I think there's a trend and am curious if others disagree:

The first person to respond to a new question has remarkable power of influence over everyone else who looks at the question.

If the first response is negative, then everyone else follows suit, similarly berating the asker for being too lazy or stupid to find an answer on their own. When a question gets a downvote to start, it's got to be a unusually good question to recover from there. It is only someone with authoritative knowledge, or rep, who can reverse such momentum once started.

If the first response is positive, then the herd follows, similarly encouraging the asker to provide more details, or take special note of some small portion of the documentation, or how to devise an adaption from similar questions. Even if it doesn't get an upvote, a positive sounding comment will garner others to cut a clueless idjit some slack.

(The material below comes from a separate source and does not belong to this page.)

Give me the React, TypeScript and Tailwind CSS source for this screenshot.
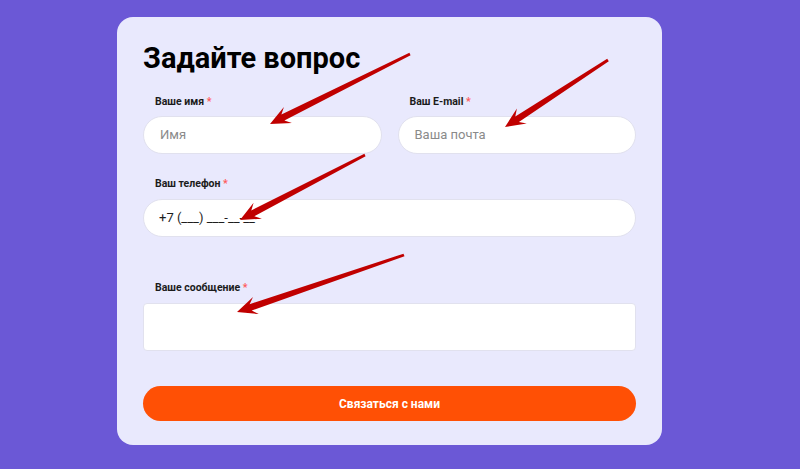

Not that I would do such a thing, because I am always very patient and encouraging toward others, but I imagine it can be quite entertaining to direct a torrent of derision upon some poor unsuspecting school kid in response to his or her junior year homework question. Or, alternatively, to inspire love and happiness by gifting some of ones precious moments to compose a learners hint, or even to provide the full answer.

So, question is:

Is the power-of-the-first-responder a phenomenon that exists? That needs to be addressed? If so, how so?

  • 1
    Very interesting hypothesis (+1), I am curious about this as well, do have any specific examples for this?
    – user273376
    Oct 27, 2014 at 8:59
  • 1
    We'd expect that a good question is more likely to get a positive first response and a bad question more likely to get a negative one. Probably, we'd also expect a positive first response to more likely be on a good question and a negative first response to more likely be on a bad question. If you put those two together, you'd expect positiveness of the first-response and n-th response to be correlated. That plus confirmation bias, we need data to be sure the effect exists.